● Data lines
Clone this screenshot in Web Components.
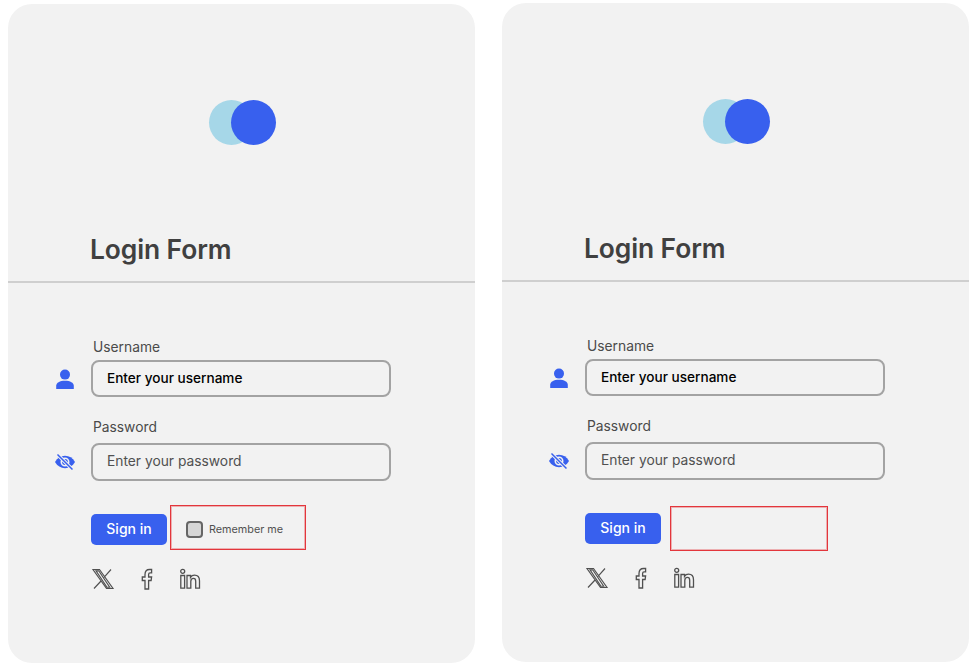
<!DOCTYPE html>
<html>
<head>
<meta charset="utf-8">
<title>Login Form</title>
<style>
  html, body { margin: 0; background: #fff; }
  body { font-family: Inter, "Liberation Sans", sans-serif; }
  .page { display: flex; gap: 27px; padding-left: 8px; align-items: flex-start; }
  .first { margin-top: 4px; }
  .second { margin-top: 3px; }
</style>
</head>
<body>
<div class="page">
  <login-card class="first">
    <form-field slot="fields" label="Username" text="Enter your username" strong>
      <svg slot="icon" width="20" height="20" viewBox="0 0 20 20"><circle cx="10" cy="5.6" r="5" fill="#3860ee"/><path d="M1.2 20v-3.2c0-3 3.6-5 8.8-5s8.800 2 8.800 5V20z" fill="#3860ee"/></svg>
    </form-field>
    <form-field slot="fields" label="Password" text="Enter your password">
      <svg slot="icon" width="22" height="20" viewBox="0 0 22 20"><path d="M1 10c2.300-4 5.800-6.200 10-6.200S18.700 6 21 10c-2.300 4-5.800 6.200-10 6.200S3.300 14 1 10z" fill="#3860ee"/><circle cx="11" cy="10" r="3.700" fill="none" stroke="#f2f2f2" stroke-width="1.600"/><path d="M3.500 2.500 18.500 17.500" stroke="#f2f2f2" stroke-width="3.400"/><path d="M3.500 2.500 18.500 17.500" stroke="#3860ee" stroke-width="1.500"/></svg>
    </form-field>
    <remember-box slot="remember" style="width:136px;margin-left:3px"><check-row>Remember me</check-row></remember-box>
  </login-card>
  <login-card class="second">
    <form-field slot="fields" label="Username" text="Enter your username" strong>
      <svg slot="icon" width="20" height="20" viewBox="0 0 20 20"><circle cx="10" cy="5.6" r="5" fill="#3860ee"/><path d="M1.2 20v-3.2c0-3 3.6-5 8.800-5s8.800 2 8.800 5V20z" fill="#3860ee"/></svg>
    </form-field>
    <form-field slot="fields" label="Password" text="Enter your password">
      <svg slot="icon" width="22" height="20" viewBox="0 0 22 20"><path d="M1 10c2.300-4 5.800-6.200 10-6.200S18.700 6 21 10c-2.300 4-5.800 6.200-10 6.200S3.300 14 1 10z" fill="#3860ee"/><circle cx="11" cy="10" r="3.700" fill="none" stroke="#f2f2f2" stroke-width="1.600"/><path d="M3.500 2.500 18.500 17.500" stroke="#f2f2f2" stroke-width="3.400"/><path d="M3.500 2.500 18.500 17.500" stroke="#3860ee" stroke-width="1.500"/></svg>
    </form-field>
    <remember-box slot="remember" style="width:158px;margin:2px 0 0 9px"></remember-box>
  </login-card>
</div>

<script>
class LoginCard extends HTMLElement {
  constructor() {
    super();
    this.attachShadow({mode: "open"});
    this.shadowRoot.innerHTML = `
      <style>
        :host { display: block; width: 467px; height: 659px; background: #f2f2f2; border-radius: 24px; color: #404040; }
        .top { height: 279px; box-sizing: border-box; padding-top: 96px; border-bottom: 2px solid #cfcfcf; }
        .logo { display: flex; justify-content: center; height: 45px; padding-left: 2px; }
        .logo i { width: 45px; height: 45px; border-radius: 50%; display: block; }
        .logo .a { background: #a6d7e8; }
        .logo .b { background: #3860ee; margin-left: -23px; }
        h1 { margin: 88px 0 0 82px; font-size: 26.4px; line-height: 32px; font-weight: 600; letter-spacing: -0.1px; }
        .body { padding: 54px 0 0 46px; }
        .fields { display: flex; flex-direction: column; gap: 20px; }
        .actions { display: flex; height: 45px; margin: 24px 0 0 37px; align-items: flex-start; }
        button { flex: none; width: 76px; height: 31px; margin-top: 9px; border: 0; border-radius: 5px; background: #3860ee; color: #fff; font: 500 14px Inter, "Liberation Sans", sans-serif; padding: 0 0 3px; }
        .social { display: flex; gap: 21px; margin: 18px 0 0 37px; align-items: center; }
        .social svg { display: block; fill: none; stroke: #505050; stroke-width: 1.300; }
        .social svg.x { stroke-width: 1.150; }
      </style>
      <div class="top">
        <div class="logo"><i class="a"></i><i class="b"></i></div>
        <h1>Login Form</h1>
      </div>
      <div class="body">
        <div class="fields"><slot name="fields"></slot></div>
        <div class="actions">
          <button type="button">Sign in</button>
          <slot name="remember"></slot>
        </div>
        <div class="social">
          <svg class="x" width="24" height="22" viewBox="0 0 24 22"><path d="M2 1.500h6.500l13.500 19h-6.500zM20 1.500 13 9.300M10.500 12.500 3 20.500M5 2.800h2.700l11 16.400h-2.700z"/></svg>
          <svg width="22" height="22" viewBox="0 0 22 22"><path d="M9 21v-8.500H6.300V9H9V6.500C9 3.300 10.800 1.500 13.600 1.500h2v3.300h-1.500c-1.100 0-1.500.5-1.500 1.700V9h3l-.5 3.500h-2.500V21z"/></svg>
          <svg width="22" height="22" viewBox="0 0 22 22"><circle cx="3.700" cy="3.300" r="2"/><path d="M1.800 7.500h3.800v12.700H1.800zM8 7.500h3.500v1.800c.8-1.300 2.200-2.100 4-2.100 3.300 0 5 1.900 5 5.500v7.500h-3.800v-7c0-1.900-.7-2.800-2.200-2.800s-2.700 1.100-2.700 3v6.800H8z"/></svg>
        </div>
      </div>
    `;
  }
}

class FormField extends HTMLElement {
  constructor() {
    super();
    this.attachShadow({mode: "open"});
    this.shadowRoot.innerHTML = `
      <style>
        :host { display: grid; grid-template-columns: 37px 300px; grid-template-rows: 19px auto; row-gap: 7px; }
        :host([strong]) { row-gap: 4px; }
        .label { grid-column: 2; padding: 1px 0 0 2px; height: 18px; font-size: 13.8px; line-height: 19px; color: #4a4a4a; }
        .icon { display: flex; align-items: center; justify-content: center; width: 30px; margin-left: -4px; }
        .box { height: 38px; box-sizing: border-box; border: 2px solid #a3a3a3; border-radius: 8px; padding: 0 0 2px 14px; display: flex; align-items: center; font-size: 13.8px; color: #505050; }
        :host([strong]) .box { height: 37px; color: #000; font-weight: 500; font-size: 13.6px; }
      </style>
      <div class="label"></div>
      <div class="icon"><slot name="icon"></slot></div>
      <div class="box"></div>
    `;
    this.shadowRoot.querySelector(".label").textContent = this.getAttribute("label");
    this.shadowRoot.querySelector(".box").textContent = this.getAttribute("text");
  }
}

// red marker box around the remember me option
class RememberBox extends HTMLElement {
  constructor() {
    super();
    this.attachShadow({mode: "open"});
    this.shadowRoot.innerHTML = `
      <style>
        :host { display: flex; flex: none; align-items: center; box-sizing: border-box; height: 45px; border: 1px solid #e3363c; box-shadow: inset 0 0 0 1px rgba(227, 54, 60, 0.35); padding: 3px 0 0 15px; }
      </style>
      <slot></slot>
    `;
  }
}

class CheckRow extends HTMLElement {
  constructor() {
    super();
    this.attachShadow({mode: "open"});
    this.shadowRoot.innerHTML = `
      <style>
        :host { display: flex; align-items: center; gap: 6px; font-size: 10.800px; color: #505050; }
        i { display: block; width: 17px; height: 17px; box-sizing: border-box; border: 2px solid #666; border-radius: 4px; background: #d6d6d6; }
      </style>
      <i></i><span><slot></slot></span>
    `;
  }
}

customElements.define("login-card", LoginCard);
customElements.define("form-field", FormField);
customElements.define("remember-box", RememberBox);
customElements.define("check-row", CheckRow);
</script>
</body>
</html>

● Task statement
Give all the lines above again, character for character, without pictures.

● Output for this task
Clone this screenshot in Web Components.
<!DOCTYPE html>
<html>
<head>
<meta charset="utf-8">
<title>Login Form</title>
<style>
  html, body { margin: 0; background: #fff; }
  body { font-family: Inter, "Liberation Sans", sans-serif; }
  .page { display: flex; gap: 27px; padding-left: 8px; align-items: flex-start; }
  .first { margin-top: 4px; }
  .second { margin-top: 3px; }
</style>
</head>
<body>
<div class="page">
  <login-card class="first">
    <form-field slot="fields" label="Username" text="Enter your username" strong>
      <svg slot="icon" width="20" height="20" viewBox="0 0 20 20"><circle cx="10" cy="5.6" r="5" fill="#3860ee"/><path d="M1.2 20v-3.2c0-3 3.6-5 8.8-5s8.800 2 8.800 5V20z" fill="#3860ee"/></svg>
    </form-field>
    <form-field slot="fields" label="Password" text="Enter your password">
      <svg slot="icon" width="22" height="20" viewBox="0 0 22 20"><path d="M1 10c2.300-4 5.800-6.200 10-6.200S18.700 6 21 10c-2.300 4-5.800 6.200-10 6.200S3.300 14 1 10z" fill="#3860ee"/><circle cx="11" cy="10" r="3.700" fill="none" stroke="#f2f2f2" stroke-width="1.600"/><path d="M3.500 2.500 18.500 17.500" stroke="#f2f2f2" stroke-width="3.400"/><path d="M3.500 2.500 18.500 17.500" stroke="#3860ee" stroke-width="1.500"/></svg>
    </form-field>
    <remember-box slot="remember" style="width:136px;margin-left:3px"><check-row>Remember me</check-row></remember-box>
  </login-card>
  <login-card class="second">
    <form-field slot="fields" label="Username" text="Enter your username" strong>
      <svg slot="icon" width="20" height="20" viewBox="0 0 20 20"><circle cx="10" cy="5.6" r="5" fill="#3860ee"/><path d="M1.2 20v-3.2c0-3 3.6-5 8.800-5s8.800 2 8.800 5V20z" fill="#3860ee"/></svg>
    </form-field>
    <form-field slot="fields" label="Password" text="Enter your password">
      <svg slot="icon" width="22" height="20" viewBox="0 0 22 20"><path d="M1 10c2.300-4 5.800-6.200 10-6.200S18.700 6 21 10c-2.300 4-5.800 6.200-10 6.200S3.300 14 1 10z" fill="#3860ee"/><circle cx="11" cy="10" r="3.700" fill="none" stroke="#f2f2f2" stroke-width="1.600"/><path d="M3.500 2.500 18.500 17.500" stroke="#f2f2f2" stroke-width="3.400"/><path d="M3.500 2.500 18.500 17.500" stroke="#3860ee" stroke-width="1.500"/></svg>
    </form-field>
    <remember-box slot="remember" style="width:158px;margin:2px 0 0 9px"></remember-box>
  </login-card>
</div>

<script>
class LoginCard extends HTMLElement {
  constructor() {
    super();
    this.attachShadow({mode: "open"});
    this.shadowRoot.innerHTML = `
      <style>
        :host { display: block; width: 467px; height: 659px; background: #f2f2f2; border-radius: 24px; color: #404040; }
        .top { height: 279px; box-sizing: border-box; padding-top: 96px; border-bottom: 2px solid #cfcfcf; }
        .logo { display: flex; justify-content: center; height: 45px; padding-left: 2px; }
        .logo i { width: 45px; height: 45px; border-radius: 50%; display: block; }
        .logo .a { background: #a6d7e8; }
        .logo .b { background: #3860ee; margin-left: -23px; }
        h1 { margin: 88px 0 0 82px; font-size: 26.4px; line-height: 32px; font-weight: 600; letter-spacing: -0.1px; }
        .body { padding: 54px 0 0 46px; }
        .fields { display: flex; flex-direction: column; gap: 20px; }
        .actions { display: flex; height: 45px; margin: 24px 0 0 37px; align-items: flex-start; }
        button { flex: none; width: 76px; height: 31px; margin-top: 9px; border: 0; border-radius: 5px; background: #3860ee; color: #fff; font: 500 14px Inter, "Liberation Sans", sans-serif; padding: 0 0 3px; }
        .social { display: flex; gap: 21px; margin: 18px 0 0 37px; align-items: center; }
        .social svg { display: block; fill: none; stroke: #505050; stroke-width: 1.300; }
        .social svg.x { stroke-width: 1.150; }
      </style>
      <div class="top">
        <div class="logo"><i class="a"></i><i class="b"></i></div>
        <h1>Login Form</h1>
      </div>
      <div class="body">
        <div class="fields"><slot name="fields"></slot></div>
        <div class="actions">
          <button type="button">Sign in</button>
          <slot name="remember"></slot>
        </div>
        <div class="social">
          <svg class="x" width="24" height="22" viewBox="0 0 24 22"><path d="M2 1.500h6.500l13.500 19h-6.500zM20 1.500 13 9.300M10.500 12.500 3 20.500M5 2.800h2.700l11 16.400h-2.700z"/></svg>
          <svg width="22" height="22" viewBox="0 0 22 22"><path d="M9 21v-8.500H6.300V9H9V6.500C9 3.300 10.800 1.500 13.600 1.500h2v3.300h-1.500c-1.100 0-1.500.5-1.500 1.700V9h3l-.5 3.500h-2.500V21z"/></svg>
          <svg width="22" height="22" viewBox="0 0 22 22"><circle cx="3.700" cy="3.300" r="2"/><path d="M1.800 7.500h3.800v12.700H1.800zM8 7.500h3.500v1.800c.8-1.300 2.200-2.100 4-2.100 3.300 0 5 1.900 5 5.500v7.500h-3.800v-7c0-1.900-.7-2.800-2.200-2.800s-2.700 1.100-2.700 3v6.800H8z"/></svg>
        </div>
      </div>
    `;
  }
}

class FormField extends HTMLElement {
  constructor() {
    super();
    this.attachShadow({mode: "open"});
    this.shadowRoot.innerHTML = `
      <style>
        :host { display: grid; grid-template-columns: 37px 300px; grid-template-rows: 19px auto; row-gap: 7px; }
        :host([strong]) { row-gap: 4px; }
        .label { grid-column: 2; padding: 1px 0 0 2px; height: 18px; font-size: 13.8px; line-height: 19px; color: #4a4a4a; }
        .icon { display: flex; align-items: center; justify-content: center; width: 30px; margin-left: -4px; }
        .box { height: 38px; box-sizing: border-box; border: 2px solid #a3a3a3; border-radius: 8px; padding: 0 0 2px 14px; display: flex; align-items: center; font-size: 13.8px; color: #505050; }
        :host([strong]) .box { height: 37px; color: #000; font-weight: 500; font-size: 13.6px; }
      </style>
      <div class="label"></div>
      <div class="icon"><slot name="icon"></slot></div>
      <div class="box"></div>
    `;
    this.shadowRoot.querySelector(".label").textContent = this.getAttribute("label");
    this.shadowRoot.querySelector(".box").textContent = this.getAttribute("text");
  }
}

// red marker box around the remember me option
class RememberBox extends HTMLElement {
  constructor() {
    super();
    this.attachShadow({mode: "open"});
    this.shadowRoot.innerHTML = `
      <style>
        :host { display: flex; flex: none; align-items: center; box-sizing: border-box; height: 45px; border: 1px solid #e3363c; box-shadow: inset 0 0 0 1px rgba(227, 54, 60, 0.35); padding: 3px 0 0 15px; }
      </style>
      <slot></slot>
    `;
  }
}

class CheckRow extends HTMLElement {
  constructor() {
    super();
    this.attachShadow({mode: "open"});
    this.shadowRoot.innerHTML = `
      <style>
        :host { display: flex; align-items: center; gap: 6px; font-size: 10.800px; color: #505050; }
        i { display: block; width: 17px; height: 17px; box-sizing: border-box; border: 2px solid #666; border-radius: 4px; background: #d6d6d6; }
      </style>
      <i></i><span><slot></slot></span>
    `;
  }
}

customElements.define("login-card", LoginCard);
customElements.define("form-field", FormField);
customElements.define("remember-box", RememberBox);
customElements.define("check-row", CheckRow);
</script>
</body>
</html>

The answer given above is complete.